## Information provided
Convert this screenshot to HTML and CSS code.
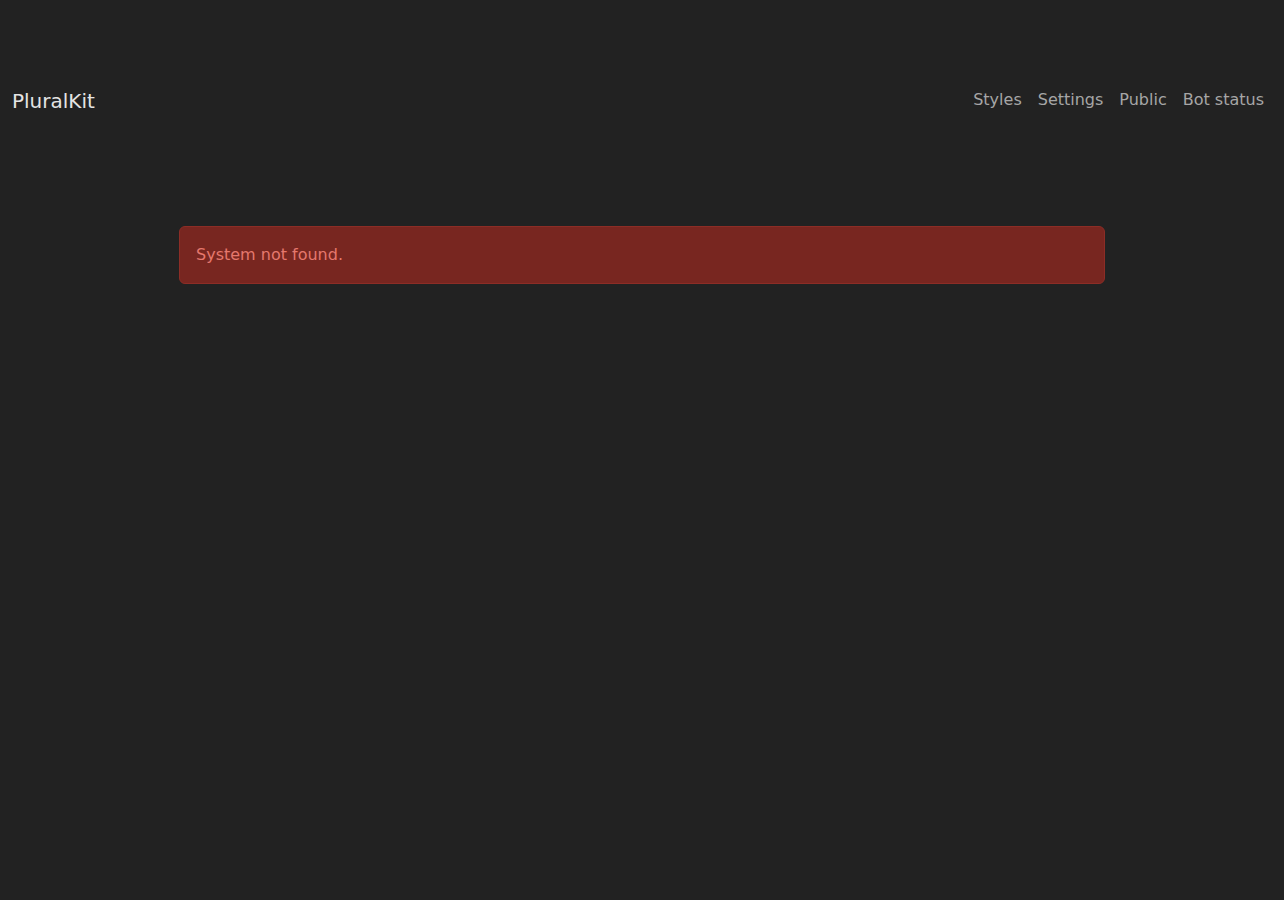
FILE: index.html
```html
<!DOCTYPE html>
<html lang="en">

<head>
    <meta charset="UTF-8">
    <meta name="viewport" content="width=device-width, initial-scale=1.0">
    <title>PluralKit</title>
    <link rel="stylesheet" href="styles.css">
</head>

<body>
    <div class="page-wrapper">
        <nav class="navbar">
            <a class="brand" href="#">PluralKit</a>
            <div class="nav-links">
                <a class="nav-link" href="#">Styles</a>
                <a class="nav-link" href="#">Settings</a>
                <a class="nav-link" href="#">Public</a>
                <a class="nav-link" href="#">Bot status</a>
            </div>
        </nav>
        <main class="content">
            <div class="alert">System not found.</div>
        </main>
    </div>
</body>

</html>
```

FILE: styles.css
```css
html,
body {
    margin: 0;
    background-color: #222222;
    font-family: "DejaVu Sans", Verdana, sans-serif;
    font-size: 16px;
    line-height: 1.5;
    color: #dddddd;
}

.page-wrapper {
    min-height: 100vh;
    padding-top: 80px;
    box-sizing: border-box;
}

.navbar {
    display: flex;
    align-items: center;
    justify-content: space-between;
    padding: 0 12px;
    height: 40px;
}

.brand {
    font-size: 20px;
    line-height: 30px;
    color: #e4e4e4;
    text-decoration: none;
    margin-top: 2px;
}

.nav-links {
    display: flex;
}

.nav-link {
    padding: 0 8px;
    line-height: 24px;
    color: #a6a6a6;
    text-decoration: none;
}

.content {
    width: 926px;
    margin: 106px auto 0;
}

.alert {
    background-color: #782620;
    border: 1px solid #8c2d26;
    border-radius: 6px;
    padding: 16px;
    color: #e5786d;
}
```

## What you need to do
Without the pictures, write out all of the material exactly.

## Output for this exercise
Convert this screenshot to HTML and CSS code.
FILE: index.html
```html
<!DOCTYPE html>
<html lang="en">

<head>
    <meta charset="UTF-8">
    <meta name="viewport" content="width=device-width, initial-scale=1.0">
    <title>PluralKit</title>
    <link rel="stylesheet" href="styles.css">
</head>

<body>
    <div class="page-wrapper">
        <nav class="navbar">
            <a class="brand" href="#">PluralKit</a>
            <div class="nav-links">
                <a class="nav-link" href="#">Styles</a>
                <a class="nav-link" href="#">Settings</a>
                <a class="nav-link" href="#">Public</a>
                <a class="nav-link" href="#">Bot status</a>
            </div>
        </nav>
        <main class="content">
            <div class="alert">System not found.</div>
        </main>
    </div>
</body>

</html>
```

FILE: styles.css
```css
html,
body {
    margin: 0;
    background-color: #222222;
    font-family: "DejaVu Sans", Verdana, sans-serif;
    font-size: 16px;
    line-height: 1.5;
    color: #dddddd;
}

.page-wrapper {
    min-height: 100vh;
    padding-top: 80px;
    box-sizing: border-box;
}

.navbar {
    display: flex;
    align-items: center;
    justify-content: space-between;
    padding: 0 12px;
    height: 40px;
}

.brand {
    font-size: 20px;
    line-height: 30px;
    color: #e4e4e4;
    text-decoration: none;
    margin-top: 2px;
}

.nav-links {
    display: flex;
}

.nav-link {
    padding: 0 8px;
    line-height: 24px;
    color: #a6a6a6;
    text-decoration: none;
}

.content {
    width: 926px;
    margin: 106px auto 0;
}

.alert {
    background-color: #782620;
    border: 1px solid #8c2d26;
    border-radius: 6px;
    padding: 16px;
    color: #e5786d;
}
```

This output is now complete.